Global Measles Immunization Coverage Data Shows Millions of Children and Decades of Immunization Progress at Risk

 

photo credit: © UNICEF/U.S. CDC/UN0669697/Owoicho

 

Immunization coverage for measles improved slightly from the previous year, with 84% of children receiving the first dose and 76% receiving the second in 2024, according to new national immunization coverage data released July 15 by the World Health Organization (WHO) and UNICEF. However, this coverage remains below the 90% global target to achieve by 2030.

The slight global increase doesn’t tell the whole story—significant inequities in vaccine access persist between high- and low-income countries across regions. First-dose coverage in low-income countries was only 66%. The percentage of children receiving both measles doses was 52%. Further, children who are malnourished—many of whom live in low-income countries—are especially at risk of severe complications and death given a malnourished body’s weakened ability to fight disease.

The growing number of outbreaks globally highlights the risk of immunity gaps—or concentrated populations of un- and under-immunized people. Despite an estimated two million more children being reached with measles vaccination last year compared to 2023, more than 30 million children remain under-protected, and coverage levels are well below the 95% threshold needed to prevent outbreaks. As a result, the number of countries experiencing outbreaks is expanding. In 2024, the number of countries experiencing large or disruptive measles outbreaks rose sharply to 60, nearly doubling from 33 in 2022.

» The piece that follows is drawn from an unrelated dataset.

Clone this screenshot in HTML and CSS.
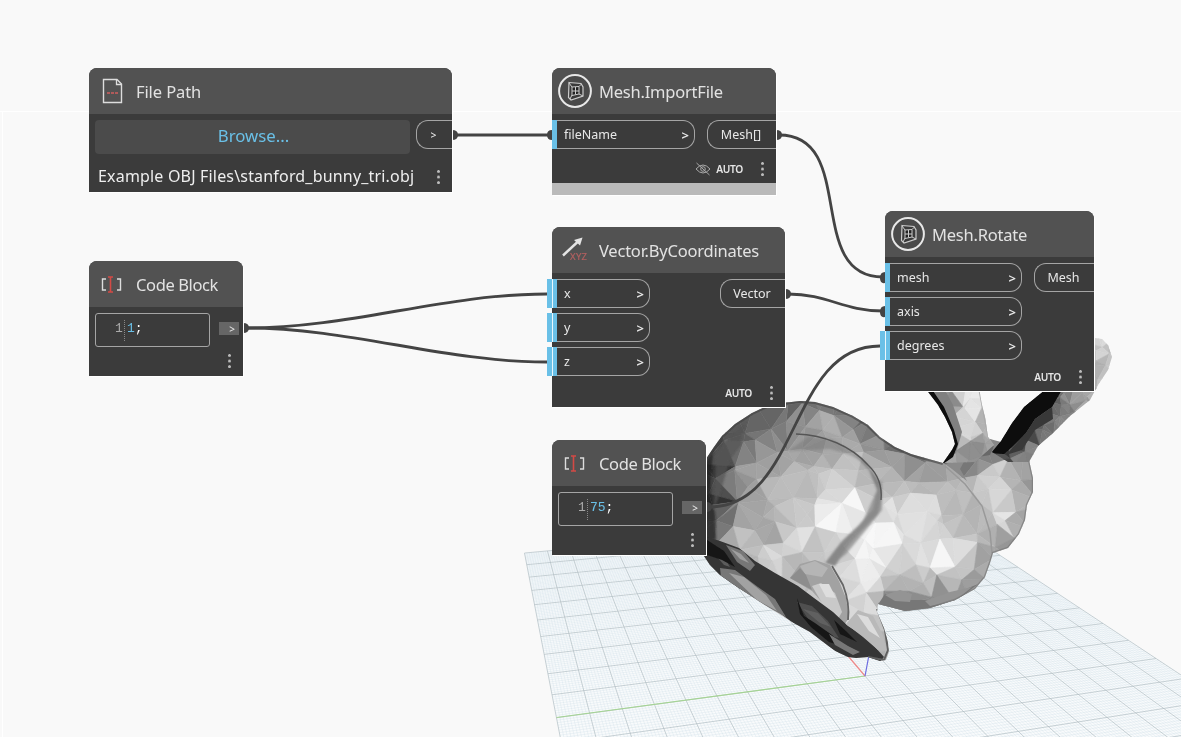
FILE: index.html
```html
<!DOCTYPE html>
<html lang="en">
<head>
<meta charset="utf-8">
<title>Mesh.Rotate</title>
<link rel="stylesheet" href="styles.css">
</head>
<body>
<main class="workspace">
  <svg class="scene" width="1181" height="737" viewBox="0 0 1181 737">
    <defs>
      <clipPath id="bodyClip"><path id="bodyPath" d="M704 462 714 447 722 436 735 424 752 413 767 406 783 403 800 401 815 402 833 407 853 416 868 425 880 437 895 447 911 454 925 458 943 463 952 450 957 446 975 442 990 439 1001 442 1015 440 1035 450 1029 460 1033 478 1033 492 1027 505 1025 520 1019 534 1008 548 993 553 990 563 985 577 975 589 955 600 930 608 905 611 890 607 878 604 877 612 884 628 888 642 889 652 886 660 880 661 868 657 856 658 848 657 835 651 810 632 790 621 760 602 740 589 720 575 710 565 704 556Z"/></clipPath>
      <clipPath id="earLClip"><path d="M925 388 979 388 982 405 985 417 988 437 994 445 975 462 943 463 952 450 955 444 952 432 945 417 938 405Z"/></clipPath>
      <clipPath id="earRClip"><path d="M1095 338 1102 339 1108 345 1112 357 1108 370 1098 385 1090 400 1070 416 1052 434 1038 446 1029 462 1008 462 992 452 1001 441 1012 423 1024 407 1045 390 1070 365Z"/></clipPath>
      <filter id="soft"><feGaussianBlur stdDeviation="0.55"/></filter>
      <filter id="softer"><feGaussianBlur stdDeviation="1.3"/></filter>
    </defs>
    <g class="guides"><path d="M0 111.5H1181M2.500 111V737"/></g>
    <g id="grid"></g>
    <g class="axes"><path class="axis-y" d="M865 676 556.500 717.500"/><path class="axis-x" d="M865 676 843 650"/><path class="axis-z" d="M865 676 869 655"/></g>
    <g filter="url(#soft)">
      <g id="body" clip-path="url(#bodyClip)"></g>
      <g clip-path="url(#bodyClip)">
        <g filter="url(#softer)">
          <path fill="#222" opacity=".75" d="M704 464 713 450 711 475 710 500 715 512 716 540 704 540Z"/>
          <path fill="#555" opacity=".7" d="M716 455 730 436 745 423 741 445 730 460 722 487 714 510Z"/>
          <path fill="#777" opacity=".45" d="M788 451 808 437 832 439 853 452 869 465 850 455 830 449Z"/>
          <path fill="#777" opacity=".8" d="M852 452 866 463 880 482 882 493 878 514 862 530 848 546 835 566 825 563 842 541 858 526 873 509 877 490 869 470Z"/>
          <path fill="#8b8b8b" opacity=".75" d="M878 488 882 480 882 510 866 530 846 554 832 565 858 532Z"/>
        </g>
        <path class="crease" d="M796 434C825 435 851 446 868 465Q883 479 881 500"/>
        <path fill="#a2a2a2" d="M790 578 800 564 815 560 830 565 839 581 846 598 849 618 842 628 829 610 812 591Z"/>
        <path fill="#b5b5b5" d="M800 566 815 561 828 568 822 577 805 574Z"/>
        <path fill="#8d8d8d" d="M790 578 800 568 806 575 812 590Z"/>
        <path fill="#c9c9c9" d="M812 586 821 583 835 593 842 612 838 619 822 603Z"/>
        <path fill="#dedede" d="M819 584 829 584 836 598 826 597Z"/>
        <path fill="none" stroke="#666" stroke-width="1.800" d="M832 566 843 585Q850 603 848 620"/>
        <path fill="#777" d="M879 603 885 594 907 600 940 600 978 584 955 602 930 610 905 613 878 609Z"/>
        <path fill="#949494" d="M885 595 900 590 912 594 910 602 895 601ZM925 601 950 592 972 587 955 601 930 606Z"/>
        <path fill="#343434" d="M704 536 720 541 739 548 755 561 775 573 798 586 814 598 833 612 848 626 867 638 884 657 879 663 848 659 808 634 777 611 755 598 720 577 704 564Z"/>
        <path fill="#777" d="M726 545 743 551 755 565 750 571 737 562Z"/>
        <path fill="#a0a0a0" d="M731 549 741 554 749 563 740 559Z"/>
        <path fill="#777" d="M720 568 735 570 758 587 775 599 786 617 764 605 740 589 721 577Z"/>
        <path fill="#a2a2a2" d="M729 573 744 577 766 595 777 611 757 600Z"/>
        <path fill="#5b5b5b" d="M709 548 719 549 730 567 724 565Z"/>
        <path fill="#4f4f4f" d="M797 602 812 606 828 621 839 638 828 636 812 625Z"/>
        <path fill="#606060" d="M803 609 818 613 831 627 820 623Z"/>
        <path fill="#171717" d="M704 538 724 551 735 567 722 560 704 554ZM797 598 800 614 811 627 829 642 843 646 832 635 815 623 804 616ZM834 620 848 633 857 642 840 634Z"/>
        <path fill="#777" d="M829 634 848 646 860 652 853 655 835 645Z"/>
        <path fill="#b9b9b9" d="M846 624 858 610 873 616 883 635 887 651 878 650 863 637Z"/>
        <path fill="#dcdcdc" d="M857 614 868 617 880 638 869 631Z"/>
        <path fill="none" stroke="#606060" stroke-width="2" d="M877 609 885 630 888 650 884 660 868 657"/>
        <path fill="#686868" d="M943 463 959 451 994 446 990 455 966 459 950 466Z"/>
        <path fill="#8a8a8a" d="M945 464 966 458 960 469 967 481 952 469Z"/>
        <path fill="none" stroke="#999" stroke-width="1.500" d="M945 466 965 484 982 506 990 532 992 553"/>
        <path class="outline" d="M704 462 714 447 722 436 735 424 752 413 767 406 783 403 800 401 815 402 833 407 853 416 868 425 880 437 895 447 911 454 925 458 943 463"/>
        <path class="rim" d="M1029 460 1033 478 1033 492 1027 505 1025 520 1019 534 1008 548 993 553 990 563 985 577 975 589 955 600 930 608 905 611 890 607 878 604"/>
      </g>
      <g id="earL" clip-path="url(#earLClip)"></g>
      <g clip-path="url(#earLClip)">
        <path fill="#808080" d="M925 388 944 388 953 405 962 432 956 453 943 463Z"/>
        <path fill="#0b0b0b" d="M925 388 931 388 944 407 954 430 958 444 953 457 940 466 950 444 938 405Z"/>
        <path fill="none" stroke="#aaa" stroke-width="3" d="M980 390 985 417 989 437 996 446"/>
      </g>
      <g id="earR" clip-path="url(#earRClip)"></g>
      <g clip-path="url(#earRClip)">
        <path fill="#0a0a0a" d="M990 453 1001 441 1012 423 1024 407 1045 388 1063 388 1052 407 1035 419 1026 433 1013 446 1004 454Z"/>
        <path fill="#383838" d="M1035 419 1052 407 1053 419 1035 430 1022 450 1006 455 1026 433Z"/>
      </g>
    </g>
    <g class="wires">
      <path d="M455 135H550"/>
      <path d="M779 135C858 135 804 277 883 277"/>
      <path d="M247 328C351 328 443 294 547 294"/>
      <path d="M247 328C351 328 443 362 547 362"/>
      <path d="M788 294C828 294 843 311 883 311"/>
      <path d="M709 507C801 507 788 346 880 346"/>
    </g>
    <g class="plugs">
      <path d="M452 130Q458 130 458 135T452 140ZM776 130Q782 130 782 135T776 140ZM243 323Q249 323 249 328T243 333ZM785 289Q791 289 791 294T785 299ZM552 130Q547 130 547 135T552 140ZM885 272Q880 272 880 278T885 283ZM885 306Q880 306 880 312T885 317ZM706 502Q712 502 712 507T706 512Z"/>
    </g>
  </svg>

  <section class="node file-path">
    <header class="head">
      <svg class="icon" width="34" height="34" viewBox="0 0 34 34"><path d="M8.500 5.500H22L26.500 10V28.500H8.500Z" fill="none" stroke="#ddd" stroke-width="1.400"/><path d="M21.500 6V10.500H26.500" fill="none" stroke="#ddd" stroke-width="1.300"/><path d="M12 19h3m1 0h3m1 0h3" stroke="#b05a5a" stroke-width="1.800"/></svg>
      <h2 class="title t-file">File Path</h2>
    </header>
    <div class="row browse-row"><button class="browse">Browse...</button><span class="port out tiny">&gt;</span></div>
    <div class="path-row"><span class="path">Example OBJ Files\stanford_bunny_tri.obj</span><i class="dots"></i></div>
  </section>

  <section class="node import-file">
    <header class="head">
      <svg class="icon" width="34" height="34" viewBox="0 0 34 34"><use href="#meshIcon"/></svg>
      <h2 class="title t-import">Mesh.ImportFile</h2>
    </header>
    <div class="row ports"><div class="ins"><span class="port in w143">fileName<b>&gt;</b></span></div><span class="port out w69">Mesh[]</span></div>
    <footer class="foot">
      <svg width="16" height="14" viewBox="0 0 16 14"><path d="M1 7Q8-1 15 7Q8 15 1 7ZM1.500 1 14.500 13" fill="none" stroke="#aaa"/><circle cx="8" cy="7" r="2.300" fill="none" stroke="#aaa"/></svg>
      <span class="auto">AUTO</span><i class="dots"></i>
    </footer>
    <div class="strip"></div>
  </section>

  <section class="node code one">
    <header class="head">
      <svg class="icon" width="34" height="34" viewBox="0 0 34 34"><use href="#codeIcon"/></svg>
      <h2 class="title t-code">Code Block</h2>
    </header>
    <div class="row code-row"><div class="editor"><span class="ln">1</span><span class="src"><em>1</em>;</span></div><span class="stub">&gt;</span></div>
    <footer class="foot"><i class="dots"></i></footer>
  </section>

  <section class="node vector">
    <header class="head">
      <svg class="icon" width="34" height="34" viewBox="0 0 34 34"><path d="M5 22.500 19.500 9" stroke="#e4e4e4" stroke-width="2.400"/><path d="M24.500 4.500 22 12.500 16 7Z" fill="#e4e4e4"/><text x="12" y="26.500" class="xyz" textLength="17">XYZ</text></svg>
      <h2 class="title t-vector">Vector.ByCoordinates</h2>
    </header>
    <div class="row ports">
      <div class="ins"><span class="port in open w98">x<b>&gt;</b></span><span class="port in open w98">y<b>&gt;</b></span><span class="port in open w98">z<b>&gt;</b></span></div>
      <span class="port out w65">Vector</span>
    </div>
    <footer class="foot"><span class="auto">AUTO</span><i class="dots"></i></footer>
  </section>

  <section class="node code two">
    <header class="head">
      <svg class="icon" width="34" height="34" viewBox="0 0 34 34"><use href="#codeIcon"/></svg>
      <h2 class="title t-code">Code Block</h2>
    </header>
    <div class="row code-row"><div class="editor"><span class="ln">1</span><span class="src"><em>75</em>;</span></div><span class="stub">&gt;</span></div>
    <footer class="foot"><i class="dots"></i></footer>
  </section>

  <section class="node rotate">
    <header class="head">
      <svg class="icon" width="34" height="34" viewBox="0 0 34 34"><use href="#meshIcon"/></svg>
      <h2 class="title t-rotate">Mesh.Rotate</h2>
    </header>
    <div class="row ports">
      <div class="ins"><span class="port in w137">mesh<b>&gt;</b></span><span class="port in w137">axis<b>&gt;</b></span><span class="port in open w137">degrees<b>&gt;</b></span></div>
      <span class="port out w60">Mesh</span>
    </div>
    <footer class="foot"><span class="auto">AUTO</span><i class="dots"></i></footer>
  </section>
</main>
<svg width="0" height="0" class="symbols">
  <symbol id="meshIcon" viewBox="0 0 34 34"><circle cx="17" cy="17" r="15.900" fill="#4a4a4a" stroke="#e8e8e8" stroke-width="2"/><path d="M11 8.500 23 9.500 25 13V22L13 26 10.500 23.500Z" fill="#3a3a3a" stroke="#ccc" stroke-width="1.200"/><path d="M14 13 21 12.500V20L14 21.500Z" fill="#222" stroke="#ccc"/><path d="M11 9 14 13M21 12.500 23.500 10M14 21 12 25M21 20 25 22M17.500 13V20.500M14 17H21" fill="none" stroke="#ccc"/></symbol>
  <symbol id="codeIcon" viewBox="0 0 34 34"><path d="M11 12H7.500V23H11M22 12H25.500V23H22" fill="none" stroke="#ddd" stroke-width="1.400"/><path d="M15.500 10V25M13 10H18M13 25H18" stroke="#d34a45" stroke-width="1.600"/></symbol>
</svg>
<script src="scene.js"></script>
</body>
</html>
```
FILE: styles.css
```css
* { box-sizing: border-box; }
body { margin: 0; background: #f9f9f9; font-family: "Noto Sans", sans-serif; color: #e6e6e6; }
.workspace { position: relative; width: 1181px; height: 737px; overflow: hidden; }
.symbols { position: absolute; }
.scene { display: block; }
.guides path { fill: none; stroke: #fff; stroke-width: 1; }
.axes path { fill: none; stroke-width: 1.2; }
.axis-y { stroke: #a5d494; }
.axis-x { stroke: #f08a8a; }
.axis-z { stroke: #6c6ce0; }
.minor { fill: none; stroke: #c3d9e2; stroke-width: .5; opacity: .5; }
.major { fill: none; stroke: #a9b8be; stroke-width: .9; opacity: .7; }
.crease { fill: none; stroke: #555; stroke-width: 1.4; }
.outline { fill: none; stroke: #444; stroke-width: 4; opacity: .65; }
.rim { fill: none; stroke: #777; stroke-width: 2.5; opacity: .7; }
.wires path { fill: none; stroke: #444; stroke-width: 2.8; }
.plugs path { fill: #444; }

.node { position: absolute; display: flex; flex-direction: column; background: #3b3b3b; border-radius: 8px 8px 0 0; box-shadow: 1px 1px 0 #fff; }
.file-path { left: 89px; top: 68px; width: 363px; height: 124px; }
.import-file { left: 552px; top: 68px; width: 224px; height: 127px; }
.one { left: 89px; top: 261px; width: 154px; height: 115px; }
.vector { left: 552px; top: 227px; width: 233px; height: 180px; }
.two { left: 552px; top: 440px; width: 154px; height: 115px; }
.rotate { left: 885px; top: 211px; width: 209px; height: 180px; }

.head { display: flex; align-items: center; gap: 7px; height: 46px; padding: 0 6px; background: #525252; border-radius: 8px 8px 0 0; }
.icon { flex: none; }
.title { margin: 1px 0 0; font-size: 16.5px; font-weight: 400; line-height: 24px; letter-spacing: -.22px; white-space: nowrap; color: #e2e2e2; }
.t-file { letter-spacing: -.1px; }
.t-code { letter-spacing: -.38px; }
.xyz { font: 9.5px "Noto Sans", sans-serif; fill: #b36060; stroke: #b36060; stroke-width: .2; }

.row { display: flex; justify-content: space-between; align-items: flex-start; padding-top: 6px; }
.ins { display: flex; flex-direction: column; gap: 5px; }
.port { position: relative; display: flex; align-items: center; justify-content: space-between; height: 29px; border: 1px solid #a5a5a5; font-size: 12.5px; line-height: 16px; color: #e8e8e8; }
.port b { font-weight: 600; font-size: 13px; }
.in { padding: 0 5px 0 12px; border-left: 0; border-radius: 0 12px 12px 0; }
.in::before { content: ""; position: absolute; left: 0; top: -1px; width: 5px; height: 29px; background: #6ac0e7; }
.open::after { content: ""; position: absolute; left: -5px; top: -1px; width: 5px; height: 29px; background: #6ac0e7; border-right: 1px solid #e9f6fc; }
.out { justify-content: center; padding-right: 2px; border-right: 0; border-radius: 12px 0 0 12px; }
.w143 { width: 143px; } .w98 { width: 98px; } .w137 { width: 137px; }
.w69 { width: 69px; } .w65 { width: 65px; } .w60 { width: 60px; }
.tiny { width: 36px; font-size: 10.5px; font-weight: 500; }

.browse-row { padding-left: 6px; }
.browse { width: 315px; height: 34px; padding: 0 0 3px 2px; border: 0; border-radius: 4px; background: #4b4b4b; color: #6ac0e7; font: 16.8px "Noto Sans", sans-serif; }
.path-row { display: flex; align-items: center; justify-content: space-between; padding: 10px 12px 0 9px; }
.path { font-size: 16px; line-height: 24px; letter-spacing: .18px; white-space: nowrap; color: #eee; }
.path-row .dots { margin-top: 3px; }

.foot { display: flex; align-items: center; justify-content: flex-end; height: 14px; margin-top: 13px; padding-right: 12px; }
.auto { margin: 0 18px 0 5px; font-size: 10.2px; font-weight: 600; line-height: 14px; letter-spacing: -.3px; }
.dots { flex: none; width: 3px; height: 15px; background: radial-gradient(circle at 1.5px 1.5px, #bbb 1.1px, transparent 1.7px) 0 0 / 3px 5.6px; }
.strip { height: 12px; margin-top: auto; background: #bababa; }
.vector .foot, .rotate .foot { margin-top: 10px; }

.code-row { padding-left: 6px; padding-right: 4px; }
.editor { display: flex; width: 115px; height: 34px; padding: 6px 0 0 19px; border: 1px solid #a5a5a5; border-radius: 3px; font: 13px/18px "Liberation Mono", monospace; }
.ln { width: 9px; color: #aaa; }
.src { height: 21px; padding-left: 2px; border-left: 1px dotted #888; font-size: 13px; color: #fff; }
.src em { font-style: normal; color: #6ac0e7; }
.stub { display: flex; align-items: center; justify-content: flex-end; width: 20px; height: 13px; margin-top: 9px; padding-right: 4px; background: #666; font-size: 10px; font-weight: 500; }
.code .foot { margin-top: 7px; }
```
FILE: scene.js
```js
const NS = 'http://www.w3.org/2000/svg';
function add(parent, d, attrs) {
  const p = document.createElementNS(NS, 'path');
  p.setAttribute('d', d);
  for (const k in attrs) p.setAttribute(k, attrs[k]);
  parent.appendChild(p);
}

/* Ground plane, 20 x 20 cells in perspective */
function project(u, v) {
  const w = 1 + 0.00787 * u + 0.0424 * v;
  return ((865 + 35.23 * u + 19.29 * v) / w).toFixed(2) + ' ' + ((676 + 1.47 * u + 8.27 * v) / w).toFixed(2);
}
let minor = '', major = '';
for (let i = -100; i <= 100; i++) {
  const t = i / 10;
  const s = 'M' + project(t, -10) + 'L' + project(t, 10) + 'M' + project(-10, t) + 'L' + project(10, t);
  if (i % 10) minor += s; else major += s;
}
const grid = document.getElementById('grid');
add(grid, 'M' + project(-10, -10) + 'L' + project(10, -10) + 'L' + project(10, 10) + 'L' + project(-10, 10) + 'Z', { fill: '#f9fbfc' });
add(grid, minor, { class: 'minor' });
add(grid, major, { class: 'major' });

/* Faceted mesh: jittered points, Delaunay triangles, shade blended from samples */
let seed = 7;
function rnd() { seed = (seed * 16807) % 2147483647; return seed / 2147483647; }

function delaunay(pts) {
  const n = pts.length;
  const all = pts.concat([[-5000, -5000], [9000, -5000], [600, 12000]]);
  function circle(a, b, c) {
    const [ax, ay] = all[a], [bx, by] = all[b], [cx, cy] = all[c];
    const d = 2 * (ax * (by - cy) + bx * (cy - ay) + cx * (ay - by));
    const A = ax * ax + ay * ay, B = bx * bx + by * by, C = cx * cx + cy * cy;
    const x = (A * (by - cy) + B * (cy - ay) + C * (ay - by)) / d;
    const y = (A * (cx - bx) + B * (ax - cx) + C * (bx - ax)) / d;
    return { t: [a, b, c], x, y, r: (ax - x) ** 2 + (ay - y) ** 2 };
  }
  let tris = [circle(n, n + 1, n + 2)];
  for (let i = 0; i < n; i++) {
    const edges = new Map(), keep = [];
    for (const k of tris) {
      if ((all[i][0] - k.x) ** 2 + (all[i][1] - k.y) ** 2 < k.r) {
        for (let e = 0; e < 3; e++) {
          const a = k.t[e], b = k.t[(e + 1) % 3], key = Math.min(a, b) + '_' + Math.max(a, b);
          if (edges.has(key)) edges.delete(key); else edges.set(key, [a, b]);
        }
      } else keep.push(k);
    }
    for (const [a, b] of edges.values()) keep.push(circle(a, b, i));
    tris = keep;
  }
  return tris.map(k => k.t).filter(t => t.every(i => i < n));
}

function facets(id, box, step, noise, samples) {
  const pts = [];
  let row = 0;
  for (let y = box[1]; y <= box[3]; y += step * 0.85, row++)
    for (let x = box[0] + (row % 2) * step / 2; x <= box[2]; x += step)
      pts.push([x + (rnd() - .5) * step * .8, y + (rnd() - .5) * step * .8]);
  const g = document.getElementById(id);
  for (const t of delaunay(pts)) {
    const p = t.map(i => pts[i]);
    const cx = (p[0][0] + p[1][0] + p[2][0]) / 3, cy = (p[0][1] + p[1][1] + p[2][1]) / 3;
    let s = 0, w = 0;
    for (const [x, y, v] of samples) {
      const k = 1 / (((x - cx) ** 2 + (y - cy) ** 2) ** 1.8 + 20);
      s += k * v; w += k;
    }
    const v = Math.max(0, Math.min(250, Math.round(s / w + (rnd() - .5) * noise)));
    const c = 'rgb(' + v + ',' + v + ',' + v + ')';
    add(g, 'M' + p.map(q => q[0].toFixed(1) + ' ' + q[1].toFixed(1)).join('L') + 'Z', { fill: c, stroke: c, 'stroke-width': .6 });
  }
}

facets('body', [680, 375, 1060, 685], 20, 16, [
  [720,440,65],[740,425,85],[765,410,95],[800,404,100],[835,410,110],[865,425,105],[890,447,110],[920,458,115],
  [740,450,108],[770,435,125],[800,425,148],[830,425,180],[855,435,155],[880,450,150],[900,460,160],[930,470,160],
  [730,480,120],[712,470,55],[712,500,50],[750,465,165],[780,455,165],[810,445,155],[840,450,175],[860,465,195],
  [780,480,188],[810,480,190],[840,485,212],[868,485,188],[850,500,242],[830,520,240],[845,510,238],[800,510,195],
  [770,510,175],[740,500,160],[765,530,160],[745,540,190],[720,520,110],[800,540,218],[780,555,212],[820,545,200],
  [895,495,190],[890,510,225],[880,540,250],[905,515,222],[870,560,240],[865,585,235],[895,570,200],[885,600,130],
  [910,605,130],[940,600,140],[970,585,150],[985,565,165],[935,562,242],[960,550,222],[920,545,218],[925,510,222],
  [950,500,192],[970,510,185],[985,530,178],[940,480,182],[930,582,185],[960,575,190],[960,455,100],[975,460,120],
  [1000,455,130],[985,480,210],[1000,490,218],[1003,520,225],[1020,480,185],[1030,485,150],[1020,515,170],[1005,542,150],
  [1000,468,208],[1015,465,160],[805,570,180],[825,580,205],[850,600,212],[870,600,218],[870,625,200],[885,645,180]
]);
facets('earL', [920, 380, 1000, 470], 13, 14, [
  [950,400,140],[960,400,215],[970,395,232],[975,410,225],[970,430,220],[982,420,180],[975,448,140],[990,446,160]
]);
facets('earR', [985, 330, 1120, 470], 11, 30, [
  [1100,345,205],[1108,358,195],[1100,375,185],[1085,398,165],[1070,395,145],[1055,402,100],[1065,415,130],
  [1045,430,110],[1030,435,80],[1020,445,75],[1035,447,125],[1020,458,125],[1005,455,70]
]);
```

“Because measles is so easily transmitted between unvaccinated people, outbreaks can serve as an indicator of health inequities—a proverbial canary in a coal mine,” said WHO Technical Officer and Measles & Rubella Co-Chair Santosh Gurung. “The growing number of measles outbreaks signals broader weaknesses in immunization programs and primary health care systems that must be urgently addressed. Outbreaks anywhere are a risk to unprotected children everywhere.”

Children in fragile, conflict-affected, and vulnerable countries are particularly at risk. While only 24% of infants live in these countries, they make up 54% of infants without any protection against measles. Further, the risk of outbreaks increases in these countries, in part because coverage rates are lower—64% for the first dose and only 49% for both doses. In 2024, 56% of fragile, conflict-affected, and vulnerable countries experienced a large or disruptive outbreak, while only 24% of countries without these challenges did.

To protect children around the world, the global community must support countries to strengthen routine immunization efforts, identify and scale alternative vaccine delivery strategies to close immunity gaps, and provide reliable support for timely and high-quality immunization campaigns. Furthermore, effective outbreak response is critical. The capabilities needed for response include sensitive surveillance systems and the ability to quickly initiate funding and technical support when outbreaks are identified.

Amidst stagnating immunization coverage, misinformation, and shrinking health budgets, now is the time to push forward, not pull back. “Since 2000, measles vaccinations have saved more than 60 million lives—mostly children,” said UNICEF Senior Health Advisor and Measles & Rubella Partnership Co-Chair Ahmadu Yakubu. “Unless we act now, we risk unraveling decades of hard-earned progress—setting us back and making it even harder to keep children everywhere safe.”